Dataset items:
■ ■ ■ ■

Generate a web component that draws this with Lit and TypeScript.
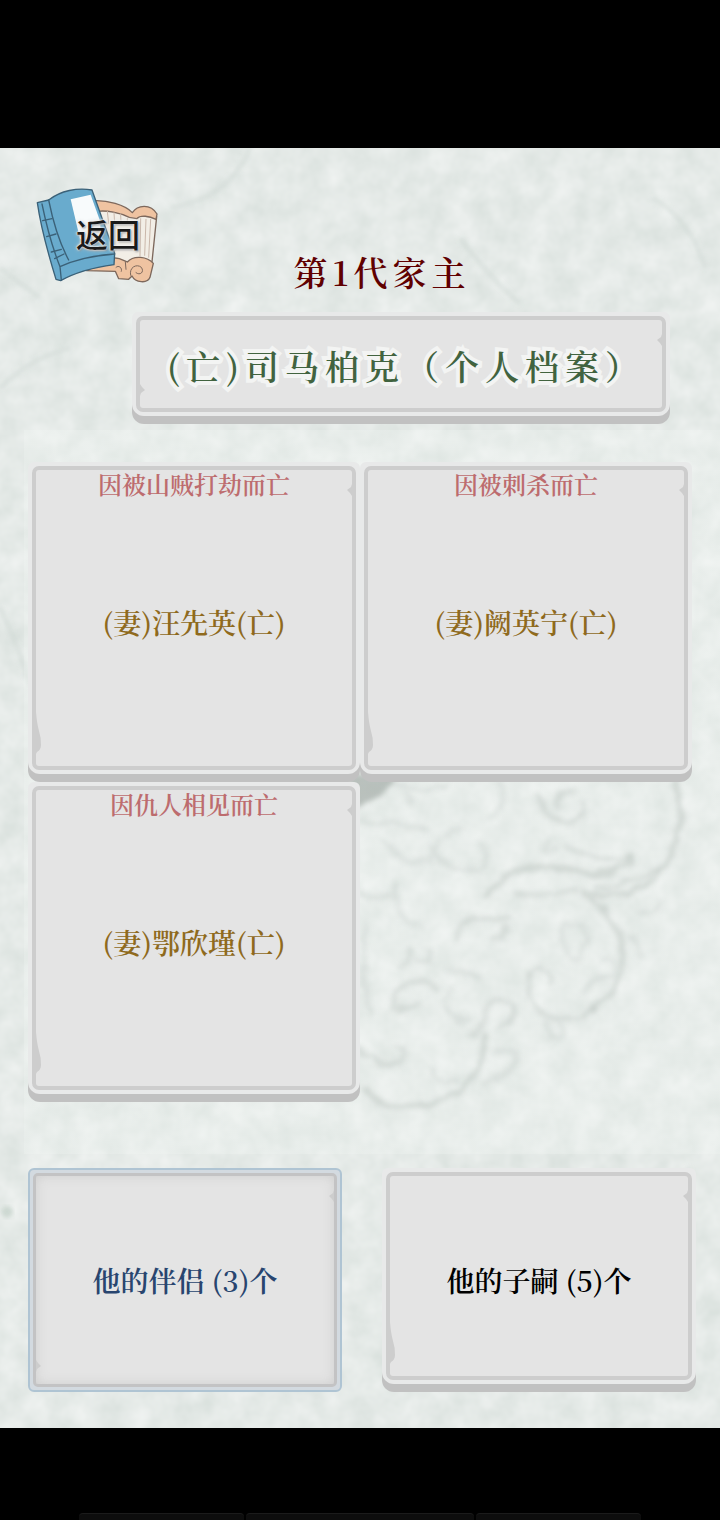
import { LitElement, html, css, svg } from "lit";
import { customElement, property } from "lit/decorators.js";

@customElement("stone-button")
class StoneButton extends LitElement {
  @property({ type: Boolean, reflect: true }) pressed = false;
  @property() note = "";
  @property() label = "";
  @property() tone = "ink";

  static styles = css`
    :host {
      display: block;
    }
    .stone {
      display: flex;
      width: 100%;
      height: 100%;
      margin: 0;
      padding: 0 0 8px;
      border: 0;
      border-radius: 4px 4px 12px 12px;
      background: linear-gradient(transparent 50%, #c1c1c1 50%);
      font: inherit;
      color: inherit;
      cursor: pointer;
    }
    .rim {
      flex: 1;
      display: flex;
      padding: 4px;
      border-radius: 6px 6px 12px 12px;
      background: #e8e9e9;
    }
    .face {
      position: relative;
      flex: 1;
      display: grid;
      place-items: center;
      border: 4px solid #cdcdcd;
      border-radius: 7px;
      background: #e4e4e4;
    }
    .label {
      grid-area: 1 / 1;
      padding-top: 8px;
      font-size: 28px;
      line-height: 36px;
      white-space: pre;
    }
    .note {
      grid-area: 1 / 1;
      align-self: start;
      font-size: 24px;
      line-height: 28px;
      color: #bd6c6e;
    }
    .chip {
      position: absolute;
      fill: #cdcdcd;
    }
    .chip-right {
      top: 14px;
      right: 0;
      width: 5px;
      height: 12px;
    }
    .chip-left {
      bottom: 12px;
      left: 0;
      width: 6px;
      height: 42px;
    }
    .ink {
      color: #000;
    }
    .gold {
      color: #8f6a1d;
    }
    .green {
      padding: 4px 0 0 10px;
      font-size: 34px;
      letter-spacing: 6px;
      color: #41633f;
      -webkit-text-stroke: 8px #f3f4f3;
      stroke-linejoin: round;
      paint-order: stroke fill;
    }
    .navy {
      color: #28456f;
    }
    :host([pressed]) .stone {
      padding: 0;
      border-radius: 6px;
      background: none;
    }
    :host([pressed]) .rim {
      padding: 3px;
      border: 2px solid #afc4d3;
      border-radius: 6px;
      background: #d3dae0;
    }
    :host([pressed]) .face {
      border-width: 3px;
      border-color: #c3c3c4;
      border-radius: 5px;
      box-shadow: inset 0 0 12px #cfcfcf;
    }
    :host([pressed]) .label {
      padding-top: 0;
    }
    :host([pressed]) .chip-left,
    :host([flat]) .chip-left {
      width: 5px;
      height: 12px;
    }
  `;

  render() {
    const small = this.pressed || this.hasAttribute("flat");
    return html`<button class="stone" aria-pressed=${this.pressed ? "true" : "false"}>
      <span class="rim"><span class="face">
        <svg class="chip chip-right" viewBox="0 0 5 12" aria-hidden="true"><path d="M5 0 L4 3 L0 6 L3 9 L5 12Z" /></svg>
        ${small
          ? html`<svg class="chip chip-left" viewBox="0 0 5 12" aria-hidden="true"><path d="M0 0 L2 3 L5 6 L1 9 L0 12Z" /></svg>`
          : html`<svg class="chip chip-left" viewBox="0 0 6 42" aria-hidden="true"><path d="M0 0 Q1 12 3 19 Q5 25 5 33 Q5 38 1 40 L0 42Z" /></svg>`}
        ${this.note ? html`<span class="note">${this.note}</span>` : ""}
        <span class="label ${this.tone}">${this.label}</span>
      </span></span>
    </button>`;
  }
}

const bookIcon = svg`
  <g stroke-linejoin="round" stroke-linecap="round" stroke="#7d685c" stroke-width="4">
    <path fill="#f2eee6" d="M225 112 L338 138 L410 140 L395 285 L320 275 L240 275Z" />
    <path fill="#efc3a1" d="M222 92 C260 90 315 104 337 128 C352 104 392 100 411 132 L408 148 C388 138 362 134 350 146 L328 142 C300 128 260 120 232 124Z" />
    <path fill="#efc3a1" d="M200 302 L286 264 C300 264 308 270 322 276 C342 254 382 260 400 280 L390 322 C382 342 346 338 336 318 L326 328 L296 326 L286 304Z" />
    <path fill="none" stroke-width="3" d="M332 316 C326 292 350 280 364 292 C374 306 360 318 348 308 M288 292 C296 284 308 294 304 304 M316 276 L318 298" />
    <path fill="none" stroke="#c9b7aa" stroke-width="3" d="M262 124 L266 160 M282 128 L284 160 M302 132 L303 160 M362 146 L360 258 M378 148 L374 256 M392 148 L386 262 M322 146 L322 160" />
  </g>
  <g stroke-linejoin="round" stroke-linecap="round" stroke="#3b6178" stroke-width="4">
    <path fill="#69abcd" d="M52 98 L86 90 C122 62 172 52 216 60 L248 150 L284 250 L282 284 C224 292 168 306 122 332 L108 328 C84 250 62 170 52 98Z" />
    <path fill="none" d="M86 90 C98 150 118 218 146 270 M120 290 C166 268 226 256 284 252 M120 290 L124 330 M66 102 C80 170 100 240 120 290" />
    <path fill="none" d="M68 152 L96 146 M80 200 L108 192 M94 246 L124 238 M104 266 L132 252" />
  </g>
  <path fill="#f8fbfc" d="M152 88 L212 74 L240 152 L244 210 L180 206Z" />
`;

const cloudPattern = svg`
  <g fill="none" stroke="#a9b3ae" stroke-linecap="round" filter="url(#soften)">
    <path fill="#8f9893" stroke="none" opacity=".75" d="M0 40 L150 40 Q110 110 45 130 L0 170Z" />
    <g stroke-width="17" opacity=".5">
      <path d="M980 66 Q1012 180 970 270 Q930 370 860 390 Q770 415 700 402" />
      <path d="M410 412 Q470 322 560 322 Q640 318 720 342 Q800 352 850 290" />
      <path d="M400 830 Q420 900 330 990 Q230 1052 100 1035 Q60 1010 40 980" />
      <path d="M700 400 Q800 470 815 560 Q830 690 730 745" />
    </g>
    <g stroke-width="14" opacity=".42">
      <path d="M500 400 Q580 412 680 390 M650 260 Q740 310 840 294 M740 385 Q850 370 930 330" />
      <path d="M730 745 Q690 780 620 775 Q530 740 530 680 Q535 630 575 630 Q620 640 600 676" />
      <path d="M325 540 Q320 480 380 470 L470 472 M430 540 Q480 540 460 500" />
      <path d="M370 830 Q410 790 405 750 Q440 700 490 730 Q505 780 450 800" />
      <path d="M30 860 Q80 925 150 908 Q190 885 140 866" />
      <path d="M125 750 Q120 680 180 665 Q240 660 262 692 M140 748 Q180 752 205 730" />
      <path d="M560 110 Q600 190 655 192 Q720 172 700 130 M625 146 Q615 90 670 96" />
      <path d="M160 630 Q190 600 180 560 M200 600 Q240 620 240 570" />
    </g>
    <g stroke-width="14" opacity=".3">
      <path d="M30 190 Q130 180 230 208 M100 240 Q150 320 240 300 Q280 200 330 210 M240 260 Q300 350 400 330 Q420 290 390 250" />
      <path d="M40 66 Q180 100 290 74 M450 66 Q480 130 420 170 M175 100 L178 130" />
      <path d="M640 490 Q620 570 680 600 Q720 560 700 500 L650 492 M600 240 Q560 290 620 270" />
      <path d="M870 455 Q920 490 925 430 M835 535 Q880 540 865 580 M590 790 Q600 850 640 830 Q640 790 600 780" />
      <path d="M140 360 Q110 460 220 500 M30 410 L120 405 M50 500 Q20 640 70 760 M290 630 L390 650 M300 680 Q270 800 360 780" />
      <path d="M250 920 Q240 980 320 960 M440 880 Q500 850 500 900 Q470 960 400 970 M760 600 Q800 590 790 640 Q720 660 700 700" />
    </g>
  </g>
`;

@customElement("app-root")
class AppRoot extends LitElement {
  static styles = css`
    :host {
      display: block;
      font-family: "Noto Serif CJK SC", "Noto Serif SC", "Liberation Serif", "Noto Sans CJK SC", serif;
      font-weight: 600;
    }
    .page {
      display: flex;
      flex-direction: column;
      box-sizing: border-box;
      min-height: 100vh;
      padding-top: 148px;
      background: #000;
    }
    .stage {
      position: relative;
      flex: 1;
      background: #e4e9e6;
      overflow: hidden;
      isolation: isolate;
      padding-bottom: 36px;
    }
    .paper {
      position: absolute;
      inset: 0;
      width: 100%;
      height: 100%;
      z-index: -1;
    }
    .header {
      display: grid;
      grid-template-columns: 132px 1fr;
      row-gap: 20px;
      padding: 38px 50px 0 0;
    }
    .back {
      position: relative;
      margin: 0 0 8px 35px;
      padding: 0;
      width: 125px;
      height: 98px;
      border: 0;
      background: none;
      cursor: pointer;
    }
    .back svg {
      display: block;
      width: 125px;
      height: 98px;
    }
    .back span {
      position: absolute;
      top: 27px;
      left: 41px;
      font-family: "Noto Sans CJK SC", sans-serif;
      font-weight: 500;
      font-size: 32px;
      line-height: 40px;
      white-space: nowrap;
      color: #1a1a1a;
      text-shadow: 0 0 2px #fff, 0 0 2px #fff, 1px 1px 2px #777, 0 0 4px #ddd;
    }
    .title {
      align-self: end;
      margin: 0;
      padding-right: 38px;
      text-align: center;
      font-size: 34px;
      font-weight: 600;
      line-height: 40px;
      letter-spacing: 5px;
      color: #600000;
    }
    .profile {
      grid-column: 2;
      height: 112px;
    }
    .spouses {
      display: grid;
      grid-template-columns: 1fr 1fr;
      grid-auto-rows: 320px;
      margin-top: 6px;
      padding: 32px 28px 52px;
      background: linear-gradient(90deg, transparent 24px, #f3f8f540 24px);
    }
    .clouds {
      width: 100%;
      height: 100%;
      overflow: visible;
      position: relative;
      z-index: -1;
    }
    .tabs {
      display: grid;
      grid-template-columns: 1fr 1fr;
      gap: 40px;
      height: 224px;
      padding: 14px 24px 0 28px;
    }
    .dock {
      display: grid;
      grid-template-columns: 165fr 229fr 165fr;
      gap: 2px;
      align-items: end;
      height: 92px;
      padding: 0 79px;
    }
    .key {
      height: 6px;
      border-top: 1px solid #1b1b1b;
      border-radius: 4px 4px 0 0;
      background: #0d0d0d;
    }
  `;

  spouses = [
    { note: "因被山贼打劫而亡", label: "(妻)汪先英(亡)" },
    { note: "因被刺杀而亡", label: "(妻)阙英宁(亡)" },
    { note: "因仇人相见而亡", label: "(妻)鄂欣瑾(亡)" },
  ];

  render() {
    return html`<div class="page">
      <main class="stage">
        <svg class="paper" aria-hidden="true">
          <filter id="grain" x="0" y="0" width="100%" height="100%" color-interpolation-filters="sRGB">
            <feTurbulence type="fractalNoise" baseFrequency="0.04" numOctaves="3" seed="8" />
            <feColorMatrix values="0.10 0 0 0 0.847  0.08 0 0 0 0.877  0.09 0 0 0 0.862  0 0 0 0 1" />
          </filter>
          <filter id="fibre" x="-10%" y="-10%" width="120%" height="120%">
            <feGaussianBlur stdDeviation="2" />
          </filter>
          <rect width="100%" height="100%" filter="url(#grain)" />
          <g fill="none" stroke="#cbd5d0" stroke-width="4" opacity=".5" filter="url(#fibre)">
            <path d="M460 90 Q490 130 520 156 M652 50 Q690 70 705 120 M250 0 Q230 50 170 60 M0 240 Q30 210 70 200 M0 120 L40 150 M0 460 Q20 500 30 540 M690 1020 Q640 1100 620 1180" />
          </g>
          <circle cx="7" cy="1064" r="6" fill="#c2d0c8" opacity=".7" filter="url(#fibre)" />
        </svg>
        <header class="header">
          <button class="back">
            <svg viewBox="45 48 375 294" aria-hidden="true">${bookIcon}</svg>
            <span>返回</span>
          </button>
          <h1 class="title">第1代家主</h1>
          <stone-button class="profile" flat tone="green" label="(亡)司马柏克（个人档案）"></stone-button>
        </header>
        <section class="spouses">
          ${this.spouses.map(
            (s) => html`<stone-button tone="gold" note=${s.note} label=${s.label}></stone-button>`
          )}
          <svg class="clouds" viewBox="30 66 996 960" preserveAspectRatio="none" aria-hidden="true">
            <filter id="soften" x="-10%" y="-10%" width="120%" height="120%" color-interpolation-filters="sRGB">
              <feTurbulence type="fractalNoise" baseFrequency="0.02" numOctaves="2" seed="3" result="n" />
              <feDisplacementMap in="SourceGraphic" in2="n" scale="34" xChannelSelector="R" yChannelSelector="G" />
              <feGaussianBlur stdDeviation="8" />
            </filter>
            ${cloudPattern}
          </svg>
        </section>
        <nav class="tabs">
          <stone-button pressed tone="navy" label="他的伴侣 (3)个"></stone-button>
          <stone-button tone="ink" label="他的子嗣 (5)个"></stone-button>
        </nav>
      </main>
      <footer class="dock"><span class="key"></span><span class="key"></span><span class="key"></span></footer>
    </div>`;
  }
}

■ ■ ■ ■

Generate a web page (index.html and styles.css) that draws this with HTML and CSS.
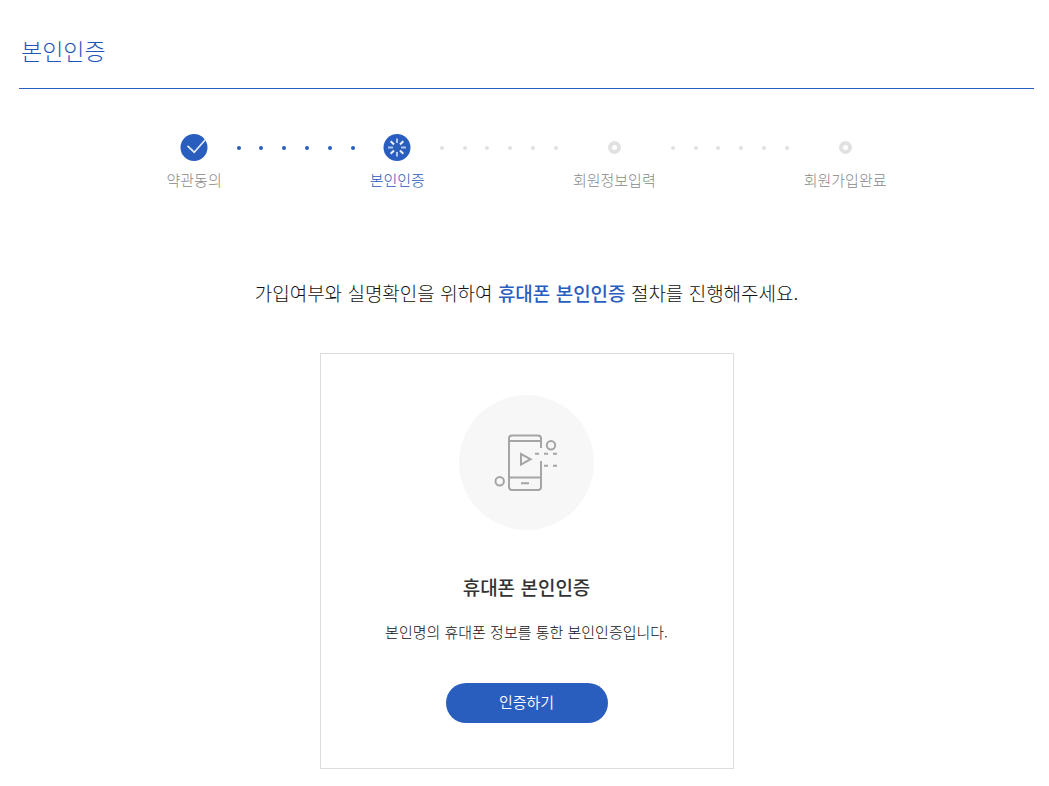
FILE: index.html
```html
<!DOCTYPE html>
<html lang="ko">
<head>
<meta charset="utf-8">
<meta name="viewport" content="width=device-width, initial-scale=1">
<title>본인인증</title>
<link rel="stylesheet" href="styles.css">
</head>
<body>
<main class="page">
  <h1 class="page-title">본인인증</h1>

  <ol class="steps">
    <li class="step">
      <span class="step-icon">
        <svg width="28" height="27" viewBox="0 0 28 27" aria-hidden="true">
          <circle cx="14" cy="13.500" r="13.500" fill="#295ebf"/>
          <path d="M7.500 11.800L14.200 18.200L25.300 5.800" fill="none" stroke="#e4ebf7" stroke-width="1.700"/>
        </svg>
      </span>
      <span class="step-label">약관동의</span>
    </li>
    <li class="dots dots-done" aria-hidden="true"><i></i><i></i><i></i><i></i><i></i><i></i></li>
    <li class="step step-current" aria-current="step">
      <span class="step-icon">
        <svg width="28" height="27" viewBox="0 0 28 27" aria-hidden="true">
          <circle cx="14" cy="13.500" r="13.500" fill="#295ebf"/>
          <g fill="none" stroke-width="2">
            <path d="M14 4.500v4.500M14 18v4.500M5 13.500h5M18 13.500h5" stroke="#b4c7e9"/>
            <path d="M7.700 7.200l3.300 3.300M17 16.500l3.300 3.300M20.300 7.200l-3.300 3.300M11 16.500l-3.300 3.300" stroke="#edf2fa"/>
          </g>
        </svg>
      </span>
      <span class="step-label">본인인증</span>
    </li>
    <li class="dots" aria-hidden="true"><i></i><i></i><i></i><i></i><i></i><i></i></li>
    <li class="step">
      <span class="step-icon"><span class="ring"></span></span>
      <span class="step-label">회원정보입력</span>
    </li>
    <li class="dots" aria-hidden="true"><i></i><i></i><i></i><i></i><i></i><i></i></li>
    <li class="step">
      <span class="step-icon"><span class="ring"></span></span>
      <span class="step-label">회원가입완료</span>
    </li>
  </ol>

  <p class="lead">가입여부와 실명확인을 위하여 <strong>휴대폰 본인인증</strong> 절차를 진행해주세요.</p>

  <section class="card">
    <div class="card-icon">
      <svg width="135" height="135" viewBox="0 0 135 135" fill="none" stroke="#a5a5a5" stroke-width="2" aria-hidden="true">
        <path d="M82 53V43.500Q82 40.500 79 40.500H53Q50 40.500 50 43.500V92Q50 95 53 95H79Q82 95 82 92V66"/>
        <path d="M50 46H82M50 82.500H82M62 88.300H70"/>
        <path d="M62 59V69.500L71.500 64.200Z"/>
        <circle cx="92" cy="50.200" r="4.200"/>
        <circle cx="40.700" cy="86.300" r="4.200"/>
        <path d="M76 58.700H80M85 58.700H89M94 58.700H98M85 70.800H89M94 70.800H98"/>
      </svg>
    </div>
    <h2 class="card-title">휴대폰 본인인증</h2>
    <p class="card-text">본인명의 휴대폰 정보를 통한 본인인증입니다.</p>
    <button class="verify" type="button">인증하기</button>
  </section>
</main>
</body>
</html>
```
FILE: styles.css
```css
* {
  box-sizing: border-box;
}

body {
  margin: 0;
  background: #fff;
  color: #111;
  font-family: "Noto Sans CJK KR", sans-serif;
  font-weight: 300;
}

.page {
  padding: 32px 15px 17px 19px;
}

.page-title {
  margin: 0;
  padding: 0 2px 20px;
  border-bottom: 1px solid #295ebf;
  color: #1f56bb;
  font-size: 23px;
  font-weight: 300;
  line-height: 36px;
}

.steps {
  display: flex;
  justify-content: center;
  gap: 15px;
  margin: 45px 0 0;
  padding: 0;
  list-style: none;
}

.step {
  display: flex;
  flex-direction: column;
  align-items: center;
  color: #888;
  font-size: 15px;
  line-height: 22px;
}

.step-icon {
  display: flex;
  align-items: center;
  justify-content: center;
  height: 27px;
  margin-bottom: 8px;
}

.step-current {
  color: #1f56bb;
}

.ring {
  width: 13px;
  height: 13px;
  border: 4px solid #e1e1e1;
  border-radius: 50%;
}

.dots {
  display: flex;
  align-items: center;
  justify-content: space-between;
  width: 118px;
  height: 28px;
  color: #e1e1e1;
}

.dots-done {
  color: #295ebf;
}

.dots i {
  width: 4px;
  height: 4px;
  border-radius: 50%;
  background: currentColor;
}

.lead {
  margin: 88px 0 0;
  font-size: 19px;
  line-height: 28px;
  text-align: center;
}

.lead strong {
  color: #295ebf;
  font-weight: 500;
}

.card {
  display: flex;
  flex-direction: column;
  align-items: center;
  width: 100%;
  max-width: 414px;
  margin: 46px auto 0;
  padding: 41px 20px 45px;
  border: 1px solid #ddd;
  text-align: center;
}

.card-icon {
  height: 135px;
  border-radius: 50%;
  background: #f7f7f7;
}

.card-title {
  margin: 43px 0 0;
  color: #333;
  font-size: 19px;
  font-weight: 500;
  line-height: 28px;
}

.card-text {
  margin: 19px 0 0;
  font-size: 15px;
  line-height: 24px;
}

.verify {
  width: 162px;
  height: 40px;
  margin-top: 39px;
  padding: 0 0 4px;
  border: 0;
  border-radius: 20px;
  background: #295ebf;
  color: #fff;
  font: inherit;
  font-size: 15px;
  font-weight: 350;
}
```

■ ■ ■ ■

Objective:
Find all lines where the word "draws" appears. Copy them.

Worked answer:
Generate a web component that draws this with Lit and TypeScript.
Generate a web page (index.html and styles.css) that draws this with HTML and CSS.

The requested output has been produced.